The LXP addresses three dimensions of learning experience: how learners experience the content itself, learning as a continuous process rather than a discrete event, and learner readiness — meeting people where they are rather than where the training calendar says they should be.
Key Differences
- LMS assigns learning. LXP recommends and surfaces it based on learner behaviour.
- LMS is compliance-centric. LXP is skills and growth-centric.
- LMS content is internal and controlled. LXP aggregates content from multiple internal and external sources.
- LMS reports on completions and compliance. LXP reports on skills, engagement, and learning pathways.
- LMS is administratively complex. LXP is designed for self-directed learner navigation.
The Australian Enterprise Context
For Australian organisations, the LMS remains non-negotiable in most sectors. Financial services, healthcare, mining, and government all operate under regulatory frameworks that require auditable training records. Safe Work Australia, APRA, and ASIC all expect to see evidence that specific training was completed by specific people on specific dates. The LMS is what produces that evidence.
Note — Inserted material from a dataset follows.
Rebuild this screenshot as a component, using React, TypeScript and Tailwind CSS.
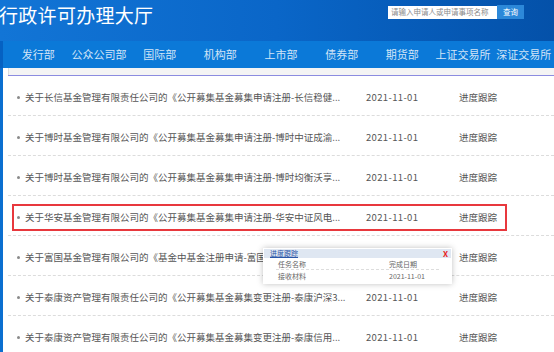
const navItems = ['发行部', '公众公司部', '国际部', '机构部', '上市部', '债券部', '期货部', '上证交易所', '深证交易所'];

const rows = [
  '关于长信基金管理有限责任公司的《公开募集基金募集申请注册-长信稳健...',
  '关于博时基金管理有限公司的《公开募集基金募集申请注册-博时中证成渝...',
  '关于博时基金管理有限公司的《公开募集基金募集申请注册-博时均衡沃享...',
  '关于华安基金管理有限公司的《公开募集基金募集申请注册-华安中证风电...',
  '关于富国基金管理有限公司的《基金中基金注册申请-富国智诚稳健三个...',
  '关于泰康资产管理有限责任公司的《公开募集基金募集变更注册-泰康沪深3...',
  '关于泰康资产管理有限责任公司的《公开募集基金募集变更注册-泰康信用...',
];

export default function App() {
  return (
    <div
      className="relative h-[352px] w-[554px] overflow-hidden bg-white"
      style={{ fontFamily: '"Noto Sans CJK SC", "Noto Sans", sans-serif' }}
    >
      <header className="flex h-[41px] items-start justify-between bg-gradient-to-r from-[#1275d6] via-[#0a66c8] to-[#0451a9]">
        <h1 className="ml-[-1px] mt-[1px] text-[19px] leading-[28px] font-normal tracking-[0.3px] text-white">行政许可办理大厅</h1>
        <div className="mr-[30px] mt-[5px] flex items-center">
          <div className="flex h-[13px] w-[109px] items-center bg-white pl-[3px] text-[7.5px] leading-none text-[#8a8a8a]">
            请输入申请人或申请事项名称
          </div>
          <button type="button" className="h-[14px] w-[27px] bg-[#2c88d9] text-[7.5px] leading-none text-white">
            查询
          </button>
        </div>
      </header>

      <nav className="flex h-[27px] items-center border-l-[3px] border-[#0561c2] bg-[#0b79d8] pl-[5px]">
        {navItems.map((item) => (
          <span key={item} className="w-[61px] text-center text-[11px] text-[#d3e5f7]">
            {item}
          </span>
        ))}
      </nav>

      <div className="flex">
        <div className="w-[3px] shrink-0 bg-[#0b6fd0]" />
        <div className="w-[5px] shrink-0" />
        <main className="flex-1">
          <div className="h-[7px] border-l border-[#dedede] bg-[#f4f4f4]" />
          <div className="border-t border-[#8c8ce0]">
            {rows.map((title, i) => (
              <div key={i} className="h-[40px] border-b border-dashed border-[#dcdcdc] pt-[8px]">
                <div
                  className={`ml-[4px] flex h-[27px] w-[495px] items-center border-2 pl-[2px] text-[9.5px] text-[#555] ${
                    i === 3 ? 'border-[#e8383d]' : 'border-transparent'
                  }`}
                >
                  <span className="ml-[1px] mr-[5px] h-[3px] w-[3px] shrink-0 rounded-full bg-[#8a8a8a]" />
                  <span className="w-[341px] whitespace-nowrap">{title}</span>
                  <span className="w-[93px] tracking-[0.35px]">2021-11-01</span>
                  <span>进度跟踪</span>
                </div>
              </div>
            ))}
          </div>
        </main>
      </div>

      {/* 进度跟踪 弹出层 */}
      <div className="absolute left-[263px] top-[248px] w-[189px] bg-white p-[1px] shadow-[0_0_6px_rgba(0,0,0,0.25)]">
        <div className="flex h-[9px] items-center justify-between bg-[#dfe7f2] pl-[6px] pr-[3px]">
          <span className="text-[7px] leading-none text-[#2a56a8] underline">进度跟踪</span>
          <span className="text-[8px] font-bold leading-none text-[#e82020]">X</span>
        </div>
        <div className="px-[12px] pb-[1px] text-[7px] leading-none text-[#666]">
          <div className="flex h-[12px] items-center border-b border-dashed border-[#ddd] pt-[2px]">
            <span className="w-[113px] pl-[2px]">任务名称</span>
            <span>完成日期</span>
          </div>
          <div className="flex h-[12px] items-center">
            <span className="w-[113px] pl-[2px]">接收材料</span>
            <span>2021-11-01</span>
          </div>
        </div>
      </div>
    </div>
  );
}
But Australian L&D leaders are increasingly finding that mandatory compliance training — however well the LMS manages it — does nothing to build the skills the organisation actually needs to compete. Leadership capability, digital literacy, change agility: these aren't built by assigning a module. They're built by creating an environment where people learn continuously and with choice.
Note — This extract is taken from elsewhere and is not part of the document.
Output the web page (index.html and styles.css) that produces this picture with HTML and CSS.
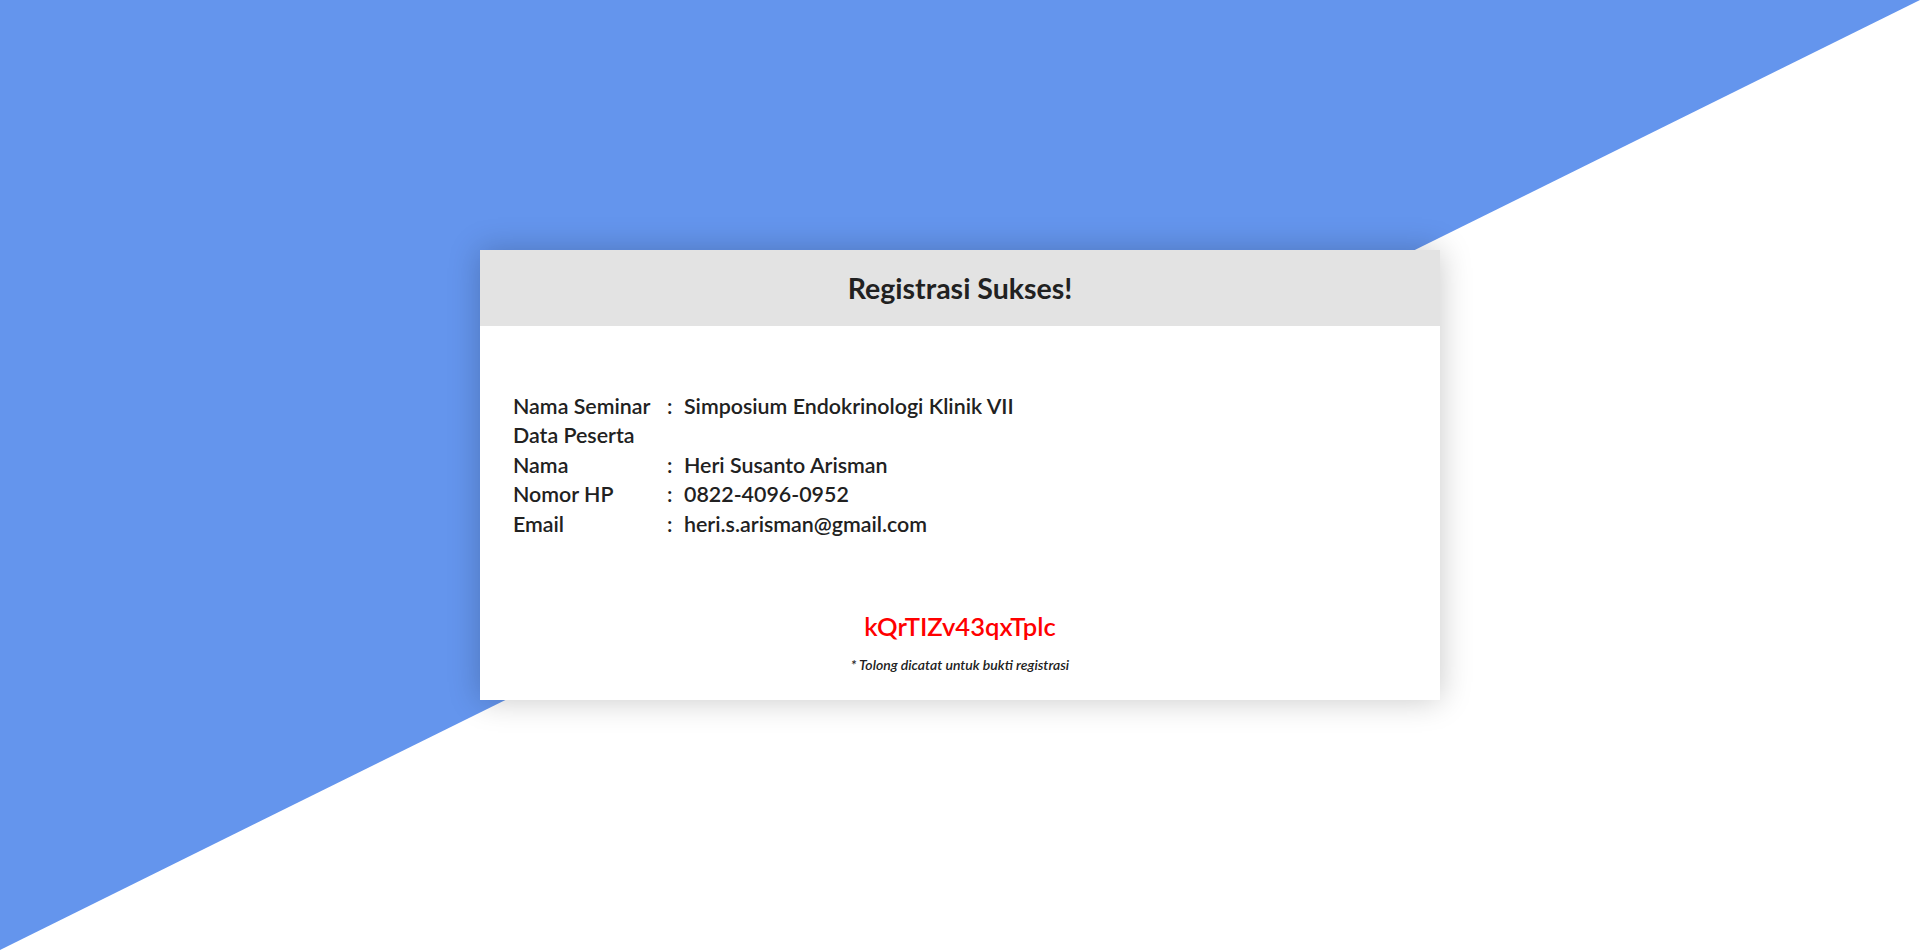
FILE: index.html
```html
<!DOCTYPE html>
<html lang="id">
<head>
<meta charset="utf-8">
<title>Registrasi Sukses</title>
<link rel="stylesheet" href="styles.css">
</head>
<body>
<div class="backdrop"></div>
<main class="stage">
  <section class="card">
    <header class="card-header">
      <h1 class="card-title">Registrasi Sukses!</h1>
    </header>
    <div class="card-body">
      <div class="details">
        <div class="row"><span class="label">Nama Seminar</span><span class="colon">:</span><span class="value">Simposium Endokrinologi Klinik VII</span></div>
        <div class="row"><span class="label section">Data Peserta</span></div>
        <div class="row"><span class="label">Nama</span><span class="colon">:</span><span class="value">Heri Susanto Arisman</span></div>
        <div class="row"><span class="label">Nomor HP</span><span class="colon">:</span><span class="value">0822-4096-0952</span></div>
        <div class="row"><span class="label">Email</span><span class="colon">:</span><span class="value">heri.s.arisman@gmail.com</span></div>
      </div>
      <div class="code">kQrTIZv43qxTplc</div>
      <p class="note">* Tolong dicatat untuk bukti registrasi</p>
    </div>
  </section>
</main>
</body>
</html>
```

FILE: styles.css
```css
html, body {
  margin: 0;
  padding: 0;
}
body {
  font-family: Lato, "Open Sans", sans-serif;
  color: #212121;
  background: #ffffff;
  height: 950px;
  overflow: hidden;
  position: relative;
}
.backdrop {
  position: absolute;
  inset: 0;
  background: #6495ed;
  clip-path: polygon(0 0, 100% 0, 0 100%);
}
.stage {
  position: relative;
  height: 950px;
  display: flex;
  align-items: center;
  justify-content: center;
}
.card {
  width: 960px;
  height: 450px;
  background: #ffffff;
  box-shadow: 0 0 30px rgba(0, 0, 0, 0.22);
  display: flex;
  flex-direction: column;
}
.card-header {
  height: 76px;
  background: #e3e3e3;
  display: flex;
  align-items: center;
  justify-content: center;
}
.card-title {
  margin: 0;
  font-size: 28.5px;
  font-weight: 700;
}
.card-body {
  padding: 66px 33px 0;
  display: flex;
  flex-direction: column;
}
.details {
  font-size: 21.4px;
  font-weight: 600;
  line-height: 29.4px;
}
.row {
  display: flex;
}
.label {
  width: 154px;
}
.colon {
  width: 17px;
}
.code {
  margin-top: 71px;
  text-align: center;
  color: #ff0000;
  font-size: 25.6px;
  font-weight: 600;
  line-height: 32px;
}
.note {
  margin: 14px 0 0;
  text-align: center;
  font-size: 14px;
  font-style: italic;
  font-weight: 600;
}
```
The question we ask every client is: 'Do you need to prove your people were trained, grow their capabilities, or both?' Almost always, the answer is both — which is why we design ecosystems rather than systems.
Why Modern Organisations Are Choosing Both
The emerging consensus in enterprise learning architecture is that LMS and LXP serve different, complementary functions — and the most effective learning ecosystems use both in tandem. The LMS handles the mandatory, compliance-critical content that needs administration and audit trails. The LXP handles the continuous, skills-building, self-directed content that drives culture and capability.
Some platforms now build both into a single interface — Learning Pool, Cornerstone OnDemand, and SAP SuccessFactors are all moving in this direction. But even organisations that prefer separate best-in-class tools for each function are finding that the integration of LMS and LXP data gives them a learning analytics picture they've never had before: not just 'what was completed,' but 'how our people are actually growing.'
The Decision Framework
If you're evaluating learning technology right now, don't start with the platform. Start with the outcomes. Map what your organisation needs to prove (compliance, audit, regulatory) against what it needs to build (skills, leadership, agility). If the compliance burden is high and the existing LMS is fit for purpose — don't replace it. Layer an LXP on top. If you're starting from scratch, look for a platform that handles both. And if your existing LMS is actively creating friction for learners — broken UX, poor mobile experience, no search — that's your urgent problem to solve before worrying about the LXP question.